For a few years, I thought this was too ambitious, or too idyllic, and that it didn’t exist. I mean, I certainly had no experiences of this in my own family. Why did I think this would be possible? As I changed aspects of my own personality, through spiritual practice and emotional/personal development, I began to meet more and more kindred spirits like the ones I described above. Around 10 years ago, they would come into my life very subtly and very few far and between. As my growth and consciousness expanded, as I reduced chaos in my life, and as I woke up to different realities around me, the more of these wonderful people kept appearing. And lo and behold, I have found my own family and it’s exactly as my vision always pointed me towards. Through this kindred spirit family, I have been healing the core wounds acquired through my biological family. Sometimes it’s hard work, sometimes it feels hopeless, but most times, it feels inspiring, freeing, and above all, loving.

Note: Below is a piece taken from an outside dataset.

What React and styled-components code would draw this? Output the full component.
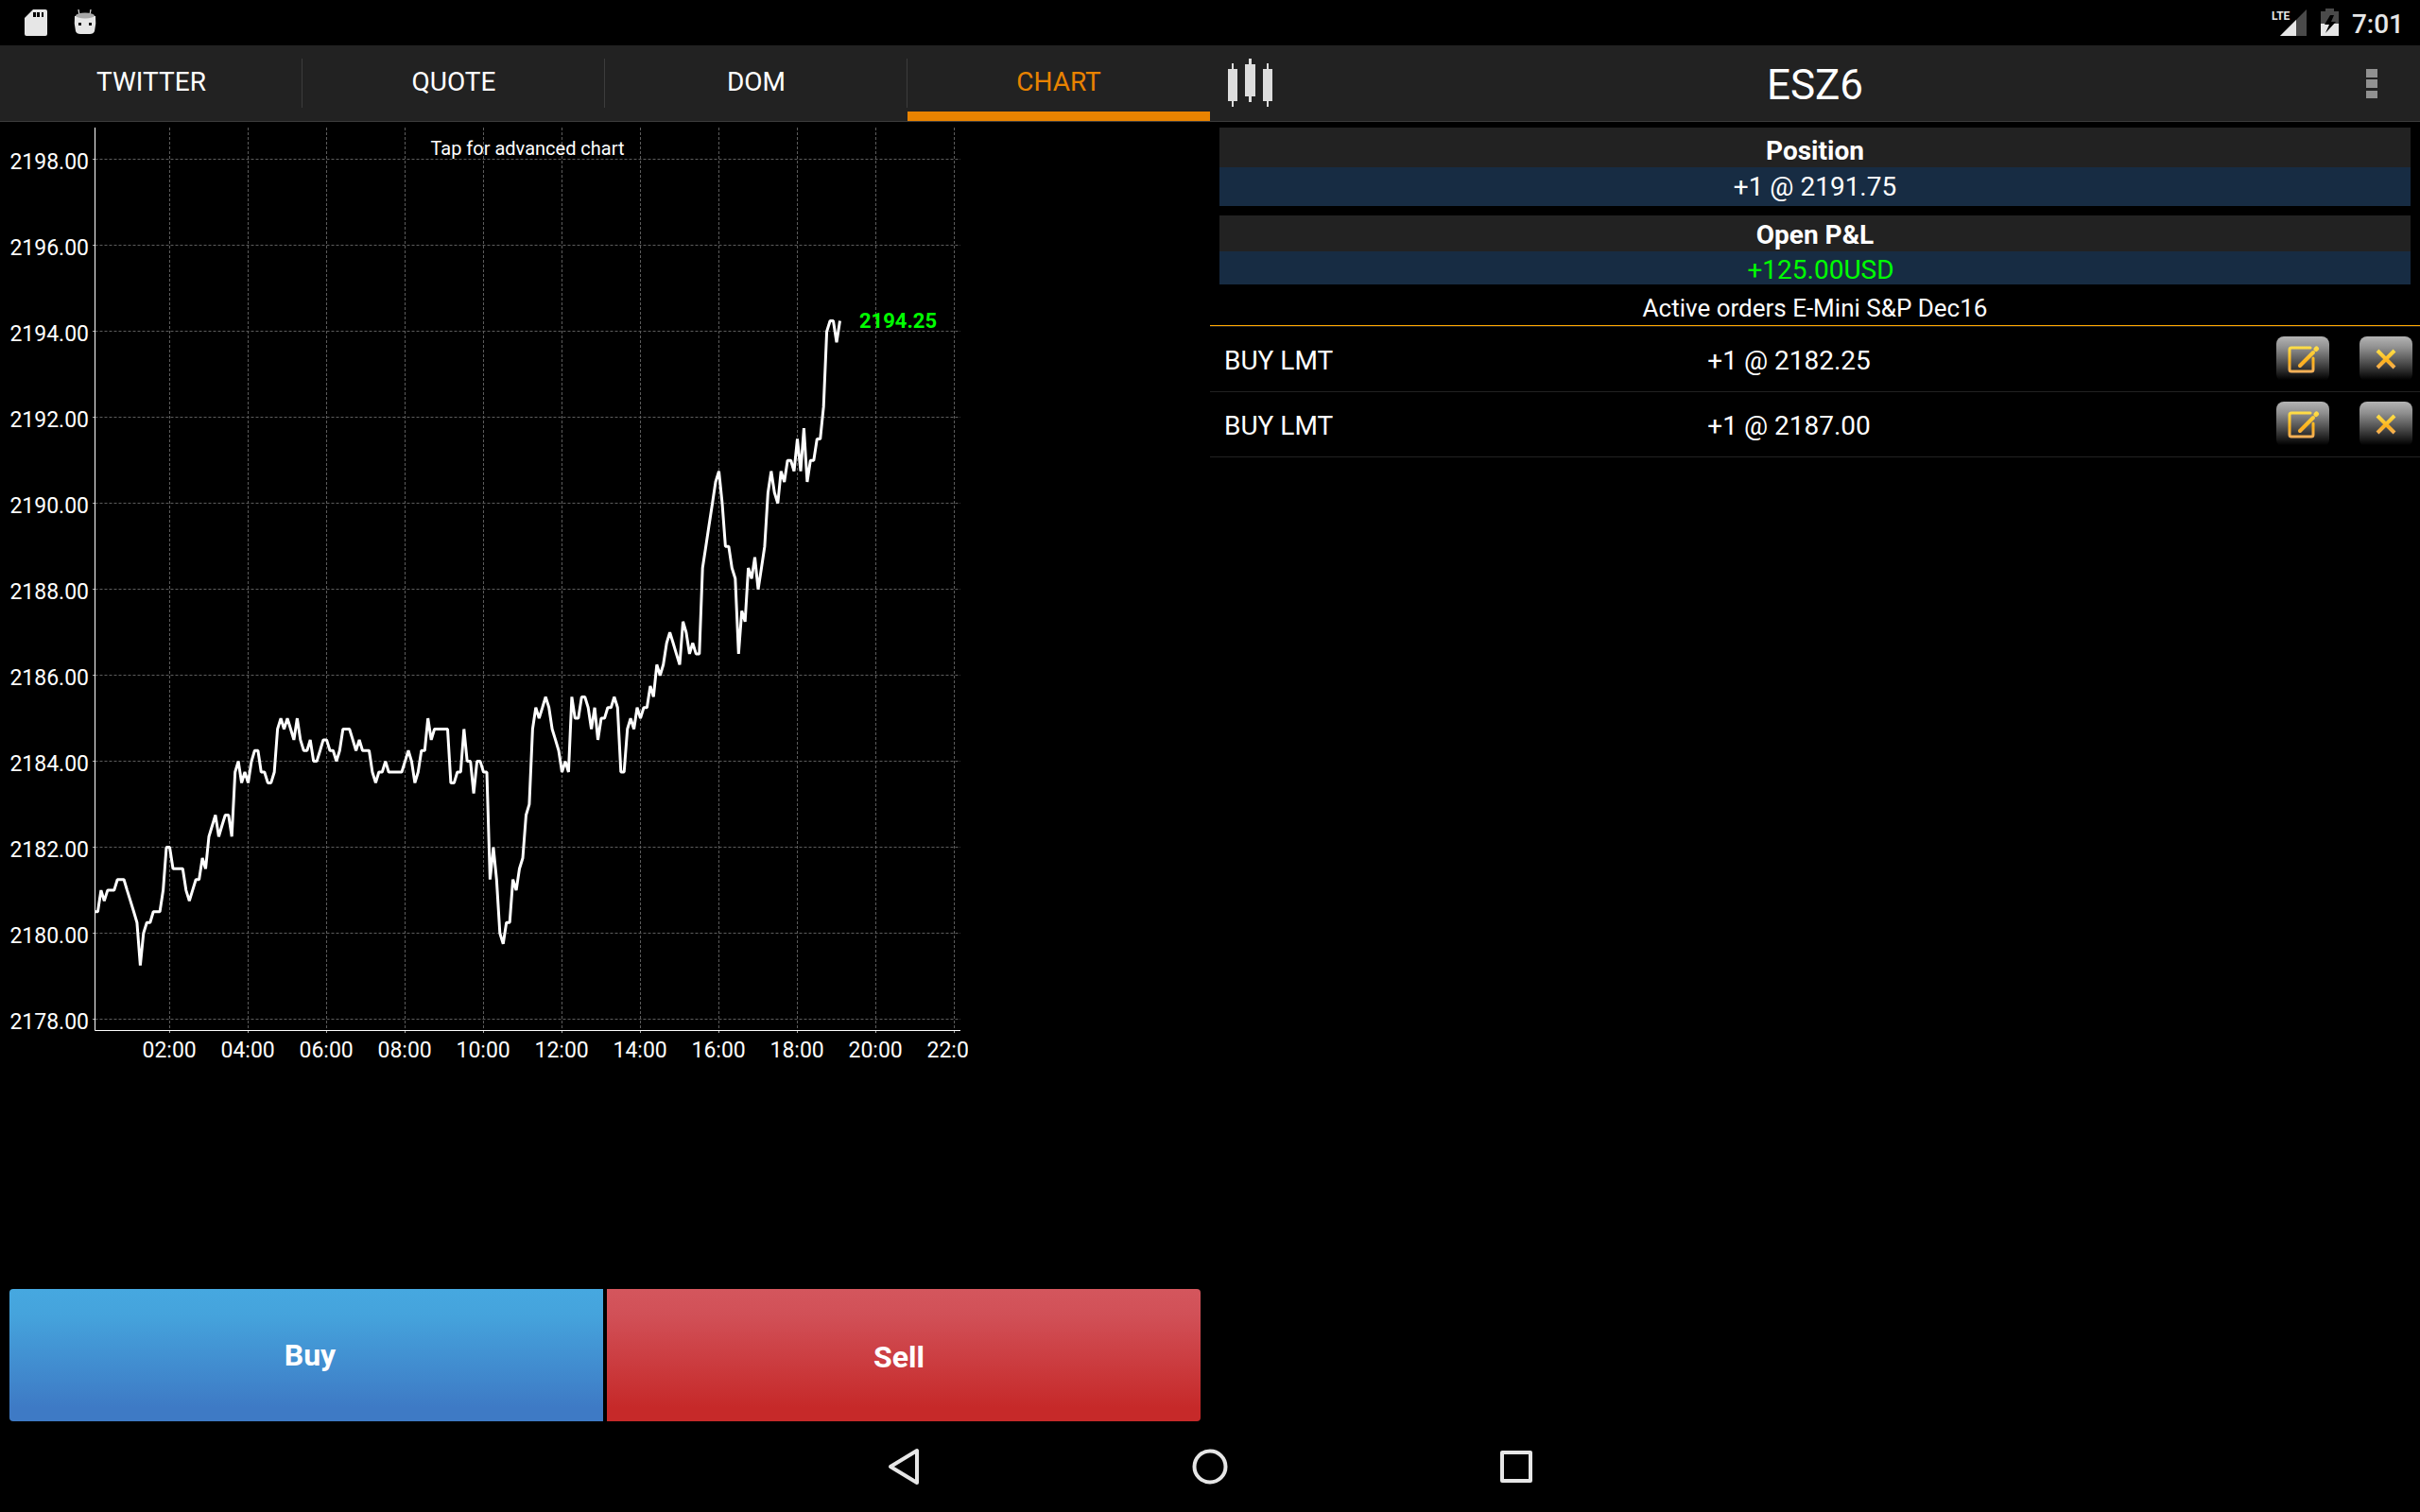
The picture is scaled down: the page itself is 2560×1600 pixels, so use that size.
import React, { useState } from 'react';
import styled, { createGlobalStyle, css } from 'styled-components';

const GlobalStyle = createGlobalStyle`
  * {
    box-sizing: border-box;
  }
  body {
    margin: 0;
    background: #000;
    color: #fff;
    font-family: Roboto, 'Liberation Sans', sans-serif;
    font-size: 28px;
    line-height: 34px;
  }
  button {
    border: 0;
    padding: 0;
    background: none;
    color: inherit;
    font: inherit;
    cursor: pointer;
  }
  svg {
    display: block;
  }
`;

const Page = styled.div`
  display: flex;
  flex-direction: column;
  min-height: 100vh;
`;

const StatusBar = styled.div`
  display: flex;
  justify-content: space-between;
  align-items: center;
  height: 48px;
  padding: 0 17px 0 26px;
  color: #e6e6e6;
`;

const StatusGroup = styled.div`
  display: flex;
  align-items: center;
  gap: ${(props) => props.$gap}px;
`;

const Clock = styled.time`
  font-weight: 500;
  line-height: 28px;
  padding-top: 4px;
`;

const Header = styled.header`
  display: grid;
  grid-template-columns: 1fr 1fr;
  height: 81px;
  background: #222;
  border-bottom: 1px solid #3c3c3c;
`;

const Tabs = styled.nav`
  display: grid;
  grid-template-columns: repeat(4, 1fr);
`;

const Tab = styled.button`
  display: flex;
  align-items: center;
  justify-content: center;
  padding-top: 8px;
  border-bottom: 10px solid ${(props) => (props.$active ? '#e98300' : 'transparent')};
  color: ${(props) => (props.$active ? '#e98300' : '#fff')};
  position: relative;

  &:not(:last-child)::after {
    content: '';
    position: absolute;
    top: 14px;
    right: 0;
    width: 1px;
    height: 52px;
    background: #3c3c3c;
  }
`;

const TitleBar = styled.div`
  display: grid;
  grid-template-columns: 80px 1fr 80px;
  align-items: center;
`;

const Title = styled.h1`
  margin: 0;
  padding-top: 4px;
  font-size: 44px;
  line-height: 52px;
  font-weight: 400;
  text-align: center;
`;

const IconButton = styled.button`
  display: flex;
  justify-content: ${(props) => (props.$end ? 'flex-end' : 'flex-start')};
  padding: ${(props) => (props.$end ? '0 45px 0 0' : '0 0 0 18px')};
`;

const Main = styled.main`
  flex: 1;
  display: grid;
  grid-template-columns: 1fr 1fr;
`;

const Pane = styled.section`
  display: flex;
  flex-direction: column;
  min-width: 0;
`;

const ChartButton = styled.button`
  width: 80%;

  svg {
    width: 100%;
    height: auto;
  }
`;

const AxisText = styled.text`
  fill: #fff;
  font-size: 23px;
`;

const HintText = styled.text`
  fill: #fff;
  font-size: 20px;
`;

const LastText = styled.text`
  fill: #00ff00;
  font-size: 22px;
  font-weight: 700;
`;

const TradeBar = styled.div`
  display: grid;
  grid-template-columns: 1fr 1fr;
  gap: 4px;
  margin-top: auto;
  padding: 0 10px;
`;

const sides = {
  buy: css`
    padding-left: 8px;
    border-radius: 4px 0 0 4px;
    background: linear-gradient(#46a8e0, #45a3dc 20%, #3e7ac5 90%);
  `,
  sell: css`
    padding: 4px 10px 0 0;
    border-radius: 0 4px 4px 0;
    background: linear-gradient(#d4565d, #d15057 20%, #c62929 90%);
  `,
};

const TradeButton = styled.button`
  height: 140px;
  font-size: 32px;
  font-weight: 700;
  ${(props) => sides[props.$side]}
`;

const Info = styled.dl`
  margin: 6px 10px 0;
  text-align: center;

  & + & {
    margin-top: 10px;
  }
`;

const InfoName = styled.dt`
  padding: ${(props) => (props.$tight ? '4px 0 0' : '8px 0 0')};
  background: #222;
  font-weight: 700;
`;

const InfoValue = styled.dd`
  margin: 0;
  padding: ${(props) => (props.$tight ? '5px 0 0 12px' : '4px 0 3px')};
  line-height: ${(props) => (props.$tight ? '30px' : '34px')};
  background: #172c43;
  color: ${(props) => (props.$up ? '#00ff00' : '#fff')};
`;

const Orders = styled.table`
  width: 100%;
  border-collapse: separate;
  border-spacing: 0;

  td {
    height: 69px;
    padding: 0;
    border-bottom: 1px solid #222;
  }

  tr:first-child td {
    height: 70px;
    border-top: 1px solid #222;
  }
`;

const OrdersTitle = styled.caption`
  padding: 8px 0 1px;
  border-bottom: 1px solid #ffa800;
  font-size: 26px;
`;

const OrderSide = styled.td`
  && {
    padding: 4px 0 0 15px;
  }
  width: 1px;
  white-space: nowrap;
`;

const OrderPrice = styled.td`
  && {
    padding: 4px 18px 0 0;
  }
  text-align: center;
`;

const OrderActions = styled.td`
  width: 167px;
`;

const ActionRow = styled.div`
  display: flex;
  gap: 32px;
  padding: 0 8px 0 15px;
`;

const ActionButton = styled.button`
  display: flex;
  align-items: center;
  justify-content: center;
  width: 56px;
  height: 48px;
  border-radius: 8px;
  background: linear-gradient(#b4b4b4, #8f8f8f 25%, #4a4a4a 60%, #000 96%);
`;

const NavBar = styled.footer`
  display: flex;
  justify-content: center;
  height: 96px;
`;

const NavButton = styled.button`
  display: flex;
  align-items: center;
  justify-content: center;
  width: 324px;
`;

const TABS = ['TWITTER', 'QUOTE', 'DOM', 'CHART'];

const ORDERS = [
  { side: 'BUY LMT', price: '+1 @ 2182.25' },
  { side: 'BUY LMT', price: '+1 @ 2187.00' },
];

const HOURS = ['02:00', '04:00', '06:00', '08:00', '10:00', '12:00', '14:00', '16:00', '18:00', '20:00', '22:0'];

// one value per 5 minutes from 00:05, in ticks of 0.25 above 2178.00
const TICKS = [
  10, 10, 12, 11, 12, 12, 12, 13, 13, 13, 12, 11, 10, 9, 5, 8, 9, 9, 10, 10,
  10, 12, 16, 16, 14, 14, 14, 14, 12, 11, 12, 13, 13, 15, 14, 17, 18, 19, 17, 18,
  19, 19, 17, 23, 24, 22, 23, 22, 24, 25, 25, 23, 23, 22, 22, 23, 27, 28, 27, 28,
  27, 26, 28, 26, 25, 25, 26, 24, 24, 25, 26, 26, 25, 25, 24, 25, 27, 27, 27, 26,
  25, 26, 25, 25, 25, 23, 22, 23, 23, 24, 23, 23, 23, 23, 23, 24, 25, 24, 22, 23,
  25, 25, 28, 26, 27, 27, 27, 27, 27, 22, 22, 23, 23, 27, 24, 24, 21, 24, 24, 23,
  23, 13, 16, 13, 8, 7, 9, 9, 13, 12, 14, 15, 19, 20, 27, 29, 28, 29, 30, 29,
  27, 26, 25, 23, 24, 23, 30, 28, 28, 30, 30, 29, 27, 29, 26, 28, 28, 29, 29, 30,
  29, 23, 23, 27, 28, 27, 29, 28, 29, 29, 31, 30, 33, 32, 33, 35, 36, 35, 34, 33,
  37, 36, 34, 35, 34, 34, 42, 44, 46, 48, 50, 51, 48, 44, 44, 42, 41, 34, 38, 37,
  42, 41, 43, 40, 42, 44, 49, 51, 49, 48, 51, 50, 52, 52, 51, 54, 51, 55, 50, 52,
  52, 54, 54, 57, 64, 65, 65, 63, 65,
];

const PLOT = { left: 100.5, right: 1016, top: 6, bottom: 961.5 };
const HOUR = 41.5;
const timeX = (hours) => 96.5 + hours * HOUR;
const tickY = (tick) => 949.5 - tick * 11.37;

const PriceChart = () => {
  const prices = Array.from({ length: 11 }, (_, i) => 2178 + i * 2);
  const points = TICKS.map((t, i) => `${timeX((i + 1) / 12).toFixed(1)},${tickY(t).toFixed(1)}`).join(' ');

  return (
    <svg viewBox="0 0 1024 1010" role="img" aria-label="ESZ6 price chart">
      <defs>
        <clipPath id="plot">
          <rect x={PLOT.left} y="0" width="920" height={PLOT.bottom} />
        </clipPath>
      </defs>
      {prices.map((p) => {
        const y = Math.floor(tickY((p - 2178) * 4)) + 0.5;
        return (
          <g key={p}>
            <line x1={PLOT.left} x2={PLOT.right} y1={y} y2={y} stroke="#5c5c5c" strokeDasharray="3 2" />
            <line x1="98" x2={PLOT.left} y1={y} y2={y} stroke="#aaa" />
            <AxisText x="94" y={y + 10} textAnchor="end">{p.toFixed(2)}</AxisText>
          </g>
        );
      })}
      {HOURS.map((label, i) => {
        const x = timeX(2 + i * 2);
        return (
          <g key={label}>
            <line x1={x} x2={x} y1={PLOT.top} y2={PLOT.bottom} stroke="#5c5c5c" strokeDasharray="3 2" />
            <line x1={x} x2={x} y1={PLOT.bottom} y2="964" stroke="#aaa" />
            <AxisText x={x - 29} y="990">{label}</AxisText>
          </g>
        );
      })}
      <path d={`M${PLOT.left} ${PLOT.top}V${PLOT.bottom}H${PLOT.right}`} fill="none" stroke="#fff" />
      <polyline points={points} clipPath="url(#plot)" fill="none" stroke="#fff" strokeWidth="3" strokeLinejoin="bevel" />
      <LastText x="909" y="218">2194.25</LastText>
      <HintText x="558" y="35" textAnchor="middle">Tap for advanced chart</HintText>
    </svg>
  );
};

const SdCardIcon = () => (
  <svg width="24" height="28" viewBox="0 0 24 28">
    <path d="M9 0h13a2 2 0 0 1 2 2v24a2 2 0 0 1-2 2H2a2 2 0 0 1-2-2V9z" fill="#e6e6e6" />
    <path d="M9 3h3v5H9zM13 3h3v5h-3zM18 3h2v5h-2z" fill="#000" />
  </svg>
);

const DroidIcon = () => (
  <svg width="24" height="28" viewBox="0 0 24 28">
    <path d="M5 0l1 6M18 0l-1 6" stroke="#d0d0d0" strokeWidth="1.3" />
    <path d="M1 7Q0 15 2 23q1 3 5 3h10q4 0 5-3 2-8 1-16z" fill="#e6e6e6" />
    <ellipse cx="12" cy="6.5" rx="10" ry="3" fill="#a8a8a8" />
    <path d="M5 14h3v3H5zM16 14h3v3h-3z" fill="#111" />
  </svg>
);

const LteText = styled.text`
  fill: #e6e6e6;
  font-size: 12px;
  font-weight: 700;
`;

const SignalIcon = () => (
  <svg width="38" height="30" viewBox="0 0 38 30">
    <path d="M37 1v28H9z" fill="#4a4a4a" />
    <path d="M26 12v17H9z" fill="#e6e6e6" />
    <LteText x="0" y="12">LTE</LteText>
  </svg>
);

const BatteryIcon = () => (
  <svg width="19" height="30" viewBox="0 0 19 30">
    <path d="M5 0h9v3h5v13H0V3h5z" fill="#4a4a4a" />
    <path d="M0 16h19v13H0z" fill="#e6e6e6" />
    <path d="M10 7L4 17h5L5 26l11-12h-5l3-7z" fill="#000" />
  </svg>
);

const CandlesIcon = () => (
  <svg width="50" height="52" viewBox="0 0 50 52" fill="#ddd">
    <path d="M1 11h10v34H1zM5 5h2v46H5z" />
    <path d="M19 6h11v34H19zM23 0h3v46h-3z" />
    <path d="M38 11h10v34H38zM42 5h2v46h-2z" />
  </svg>
);

const MenuIcon = () => (
  <svg width="12" height="32" viewBox="0 0 12 32" fill="#919191">
    <path d="M0 1h12v9H0zM0 12h12v9H0zM0 24h12v8H0z" />
  </svg>
);

const Gold = ({ id, height }) => (
  <defs>
    <linearGradient id={id} x1="0" y1="0" x2="0" y2={height} gradientUnits="userSpaceOnUse">
      <stop offset="0.1" stopColor="#ffe04a" />
      <stop offset="0.6" stopColor="#fdb01c" />
      <stop offset="1" stopColor="#f0b070" />
    </linearGradient>
  </defs>
);

const EditIcon = () => (
  <svg width="36" height="34" viewBox="0 0 36 34" fill="none" stroke="url(#gold-edit)" strokeLinecap="round">
    <Gold id="gold-edit" height="34" />
    <path d="M26 5H6a2 2 0 0 0-2 2v21a2 2 0 0 0 2 2h21a2 2 0 0 0 2-2V16" strokeWidth="3" />
    <path d="M15 24L29 10" strokeWidth="4" />
    <path d="M32 6.5L32.500 6" strokeWidth="5" />
  </svg>
);

const CrossIcon = () => (
  <svg width="24" height="24" viewBox="0 0 24 24" fill="none" stroke="url(#gold-cross)">
    <Gold id="gold-cross" height="24" />
    <path d="M3 3l18 18M21 3L3 21" strokeWidth="4" />
  </svg>
);

const App = () => {
  const [tab, setTab] = useState('CHART');

  return (
    <>
      <GlobalStyle />
      <Page>
        <StatusBar>
          <StatusGroup $gap={28}>
            <SdCardIcon />
            <DroidIcon />
          </StatusGroup>
          <StatusGroup $gap={14}>
            <SignalIcon />
            <BatteryIcon />
            <Clock>7:01</Clock>
          </StatusGroup>
        </StatusBar>
        <Header>
          <Tabs>
            {TABS.map((name) => (
              <Tab key={name} $active={name === tab} onClick={() => setTab(name)}>
                {name}
              </Tab>
            ))}
          </Tabs>
          <TitleBar>
            <IconButton aria-label="Chart type">
              <CandlesIcon />
            </IconButton>
            <Title>ESZ6</Title>
            <IconButton $end aria-label="Menu">
              <MenuIcon />
            </IconButton>
          </TitleBar>
        </Header>
        <Main>
          <Pane>
            <ChartButton>
              <PriceChart />
            </ChartButton>
            <TradeBar>
              <TradeButton $side="buy">Buy</TradeButton>
              <TradeButton $side="sell">Sell</TradeButton>
            </TradeBar>
          </Pane>
          <Pane>
            <Info>
              <InfoName>Position</InfoName>
              <InfoValue>+1 @ 2191.75</InfoValue>
            </Info>
            <Info>
              <InfoName $tight>Open P&amp;L</InfoName>
              <InfoValue $tight $up>+125.00USD</InfoValue>
            </Info>
            <Orders>
              <OrdersTitle>Active orders E-Mini S&amp;P Dec16</OrdersTitle>
              <tbody>
                {ORDERS.map((order) => (
                  <tr key={order.price}>
                    <OrderSide>{order.side}</OrderSide>
                    <OrderPrice>{order.price}</OrderPrice>
                    <OrderActions>
                      <ActionRow>
                        <ActionButton aria-label="Edit order">
                          <EditIcon />
                        </ActionButton>
                        <ActionButton aria-label="Cancel order">
                          <CrossIcon />
                        </ActionButton>
                      </ActionRow>
                    </OrderActions>
                  </tr>
                ))}
              </tbody>
            </Orders>
          </Pane>
        </Main>
        <NavBar>
          <NavButton aria-label="Back">
            <svg width="34" height="40" viewBox="0 0 34 40" fill="none" stroke="#e6e6e6" strokeWidth="4" strokeLinejoin="round">
              <path d="M31 3v34L3 20z" />
            </svg>
          </NavButton>
          <NavButton aria-label="Home">
            <svg width="38" height="38" viewBox="0 0 38 38" fill="none" stroke="#e6e6e6" strokeWidth="4">
              <circle cx="19" cy="19" r="16.500" />
            </svg>
          </NavButton>
          <NavButton aria-label="Recent apps">
            <svg width="34" height="34" viewBox="0 0 34 34" fill="none" stroke="#e6e6e6" strokeWidth="4" strokeLinejoin="round">
              <path d="M2 2h30v30H2z" />
            </svg>
          </NavButton>
        </NavBar>
      </Page>
    </>
  );
};

export default App;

I suspect this experience may be similar to many other people’s experiences around the globe, particularly queer folk, who often grow up in families which don’t accept, understand, or even care for, them. A chosen family is often more powerful, because they represent the healing in relationships, self, and spirit which we all seek. In Kabbalah, we learn that the soul actually chooses the family in which it will be born in a specific lifetime, in order to resolve whatever karma it has from previous lives and overcome this correction. And so, actually, biological families are often the most complex relationships we will ever have, because they represent most aspects of what our souls are here to correct or work through. Talk about baggage!! Biological families are here to show us the way, but their role is not necessarily about being on the actual journey.
This is for the family that comes with me on the actual journey. I love you dearly.